The pattern has been consistently one-sided. Jewish leadership has tried to counter every pro-Palestinian editorial in the newspaper with two or three pro-Israel opinion essays. In synagogues and community centers American Jews rarely fostered or even tolerated serious debate about the propriety of this or that Israeli policy or objective. Israeli politicians and spokesmen, who frequently visited these shores encouraged American Jews to maintain a starry-eyed, romantic vision of the Jewish State in the Middle East.

That image was blurred over the past year by the Arab uprising on the West Bank and the Gaza Strip. In this country, we were confronted daily with media scenes of young Arabs throwing stones at gun and tear-gas wielding Israeli soldiers. Israel itself appeared to be torn internally between ultra-nationalists and liberal leftists, unable to resolve a deteriorating situation.

Disillusioned with Israel as an idealized symbol, American Jews began to take a more mature view of their relationship with the modern State. The cold reality of world politics ultimately has impinged on a people's vision.

I also observed that doubts had arisen about the continued support of American Jews for liberal causes and candidates:

By and large over the past fifty years Jews have traditionally identified with the platforms and policies of the Democratic party. Three million poor Jewish immigrants from Eastern Europe came to this country between 1881 and 1921. They and their children believed that the Democrats upheld the values of the working class, of a liberal society that would afford them opportunity. They voted solidly and consistently for Democratic candidates.

Today's Jewish leadership has little patience for the past. The grand and great-grandchildren of immigrants are largely alienated from their roots. Organized Jewish life today is not dominated by labor and union organizers, as in past generations, but instead by upwardly mobile middle class business people and professionals.

On the East coast, in the nation's the largest Jewish communities, Democratic party leaders such as Jesse Jackson represent all that makes our country's Jews insecure and uncomfortable. Jackson and his supporters stand for the rights of the poor, the immigrants, the working class, at a time when American Jews have become alienated to these values. Jackson-Democrats seek to represent the rights of oppressed peoples throughout the world, at a time when American Jews have begun to realize that the Israel-Palestinian conflict is much more complex than they had ever imagined.

I posed these questions about two of the most stable norms of the community:

!First, to what degree will American Jews continue to support Israel as a romanticized national symbol now that the full complexities of the Middle East equation have been unfurled before us?

!Second, how many Jewish voters will follow in the traditions of their immigrant labor roots and support the Democratic party now that they have to consider preserving and fostering the progress of their current social and economic status?
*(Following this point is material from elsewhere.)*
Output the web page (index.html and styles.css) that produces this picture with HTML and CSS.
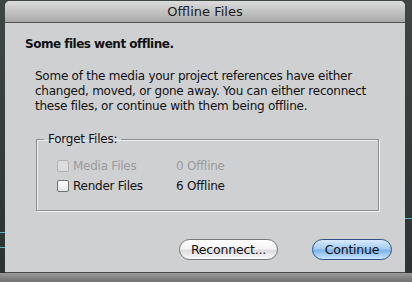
FILE: index.html
```html
<!DOCTYPE html>
<html lang="en">
<head>
    <meta charset="UTF-8">
    <meta name="viewport" content="width=device-width, initial-scale=1.0">
    <title>Offline Files</title>
    <link rel="stylesheet" href="styles.css">
</head>
<body>
    <div class="desktop">
        <div class="sheet">
            <div class="titlebar">Offline Files</div>

            <div class="content">
                <h1 class="heading">Some files went offline.</h1>

                <p class="message">
                    Some of the media your project references have either
                    changed, moved, or gone away. You can either reconnect
                    these files, or continue with them being offline.
                </p>

                <fieldset class="group">
                    <legend>Forget Files:</legend>
                    <div class="row disabled">
                        <span class="check"></span>
                        <span class="name">Media Files</span>
                        <span class="count">0 Offline</span>
                    </div>
                    <div class="row">
                        <span class="check"></span>
                        <span class="name">Render Files</span>
                        <span class="count">6 Offline</span>
                    </div>
                </fieldset>

                <div class="buttons">
                    <button class="btn">Reconnect...</button>
                    <button class="btn default">Continue</button>
                </div>
            </div>
        </div>
        <div class="toolbar"></div>
    </div>
</body>
</html>
```

FILE: styles.css
```css
body {
    margin: 0;
    background-color: #2f3834;
    font-family: 'DejaVu Sans', 'Liberation Sans', sans-serif;
    color: #111;
}
.desktop {
    width: 412px;
    height: 282px;
    overflow: hidden;
    display: flex;
    flex-direction: column;
    background:
        linear-gradient(#4fb8c4, #4fb8c4) 0 232px / 5px 1px no-repeat,
        linear-gradient(#4fb8c4, #4fb8c4) 0 247px / 5px 1px no-repeat,
        linear-gradient(#4fb8c4, #4fb8c4) 405px 218px / 7px 1px no-repeat,
        linear-gradient(to bottom, #3e4743, #323b38 60%, #2a3331);
}
.sheet {
    margin: 1px 0 0 5px;
    width: 400px;
    height: 272px;
    background-color: #cfd0d2;
    border-radius: 5px 5px 0 0;
    box-sizing: border-box;
    border-bottom: 1px solid #4a4a4a;
}
.titlebar {
    height: 21px;
    line-height: 21px;
    text-align: center;
    font-size: 13px;
    color: #1b1b1b;
    background: linear-gradient(to bottom, #dcdcdc, #a9a9a9);
    border-bottom: 1px solid #505050;
    border-radius: 5px 5px 0 0;
}
.content {
    padding: 13px 0 0 20px;
    letter-spacing: -0.25px;
}
.heading {
    margin: 0;
    font-size: 12px;
    line-height: 16px;
    font-weight: bold;
    letter-spacing: -0.5px;
}
.message {
    margin: 17px 0 0 10px;
    width: 345px;
    font-size: 12px;
    line-height: 15px;
}
.group {
    margin: 18px 0 0 11px;
    padding: 10px 0 0 20px;
    width: 343px;
    height: 79px;
    box-sizing: border-box;
    border: 1px solid #8f8f8f;
    box-shadow: 1px 1px 0 #f2f2f2, inset 1px 1px 0 #eeeeee;
}
.group legend {
    padding: 0 4px;
    margin-left: -13px;
    font-size: 12px;
}
.row {
    display: flex;
    align-items: center;
    height: 20px;
    font-size: 12px;
}
.row.disabled {
    color: #9b9b9b;
}
.check {
    width: 10px;
    height: 10px;
    margin-right: 4px;
    border: 1px solid #707070;
    border-radius: 2px;
    background: linear-gradient(to bottom, #ffffff, #e4e4e4);
}
.row.disabled .check {
    border-color: #b3b3b3;
    background: #dcdcdc;
}
.name {
    width: 103px;
}
.buttons {
    display: flex;
    justify-content: flex-end;
    gap: 34px;
    margin: 28px 13px 0 0;
}
.btn {
    width: 99px;
    height: 21px;
    padding: 0;
    border: 1px solid #777;
    border-radius: 11px;
    font-family: inherit;
    font-size: 12.5px;
    letter-spacing: -0.2px;
    color: #111;
    background: linear-gradient(to bottom, #ffffff 0%, #f4f4f4 45%, #dcdcdc 55%, #fafafa 100%);
}
.btn.default {
    width: 80px;
    border-color: #2f4f86;
    background: linear-gradient(to bottom, #d9eafc 0%, #a4cdf5 45%, #7fb4ec 55%, #c9e6ff 100%);
}
.toolbar {
    flex: 1;
    background: linear-gradient(to bottom, #9a9a9a, #6f6f6f);
}
```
We have the answer to the second question. George Bush received no more than thirty percent of the Jewish vote despite his strong showing among the general voters.

Bush supporters argued that he was a better friend of Israel, that the Republican party had a stronger pro-Israel plank in its platform and that Jackson's prominence within the Democratic party posed a threat to Jews. "Vote Republican: Your future depends on it," was a Bush-slogan aimed at Jewish voters right before the election.

The strategy did not work. Director of research for the American Jewish Committee, Dr. David Singer remarked that Jews have " a deep commitment to political liberalism, for better or for worse." Jews are loyal to liberalism, not necessarily to the Democratic party, Singer argued.

The national affairs director of the American Jewish Congress, Martin Hochbaum said Jews are still strongly attached to the Democratic party. He said, "Jews believe the Democratic party cares about Jews more than the Republican party.

The AJCongress polled 3,881 Jews in 12 major cities as they left the voting booths. 55 percent said they thought Democrats care more about the Jews than Republicans. 5 percent thought the Republicans cared more and 40 said both cared equally, according to a report in the Jewish Week, November 18, 1988.

Bush did attract ultra-Orthodox and Hasidic Jewish voters garnering between 70 and 85 percent of their approval in areas like Williamsburg, and Borough Park in Brooklyn. In liberal Long Island communities like Great Neck, Dukakis amassed over 70 percent of the Jewish vote.

NBC polled Jewish voters to see what affect the "Jackson Factor" had on their choices. The network found that for 62 percent of the voters it had no bearing. An AJCongress poll showed that for 41 percent of Jews who voted for Dukakis, Jackson was a concern. 56 percent said that the relationship between the Republican party and the Christian right was a bigger issue for them. 70 percent of the Jews who voted for Bush said Jackson was a concern in their decision.

While the Jewish allegiance to the values of the Democratic party remains strong, American Jews continue to question their relation to Israel on account of the dual challenges to the status quo from both outsiders and insiders. The facts that have changed the equation are stunning:

!The Palestinian cause has never had so much international credibility and sympathy as it does now. American Jews have much less certainty about the validity of Israeli claims over those of the Palestinians.

!Naked attempts by the Orthodox in Israel to seize power in the current coalition talks have made many American Jews uneasy.

!The realization that at long last Jews may be split officially along "denominational" lines into three camps by action of the Israeli Kenesset has further disturbed the status quo of world Jewry and unleashed an all-out effort by some American Jewish leaders to realign the power structures in Jewish philanthropic and communal affairs in the country.

The second issue then remains open and will not be easily settled. We can be certain that American Jews will continue to support Israel. The urgent question remains, what shape and what intensity will that backing be.

_____

Tzvee Zahavy in 1988 was a professor of Classical and Near Eastern Studies and director of the Center for Jewish Studies at the University of Minnesota, Minneapolis.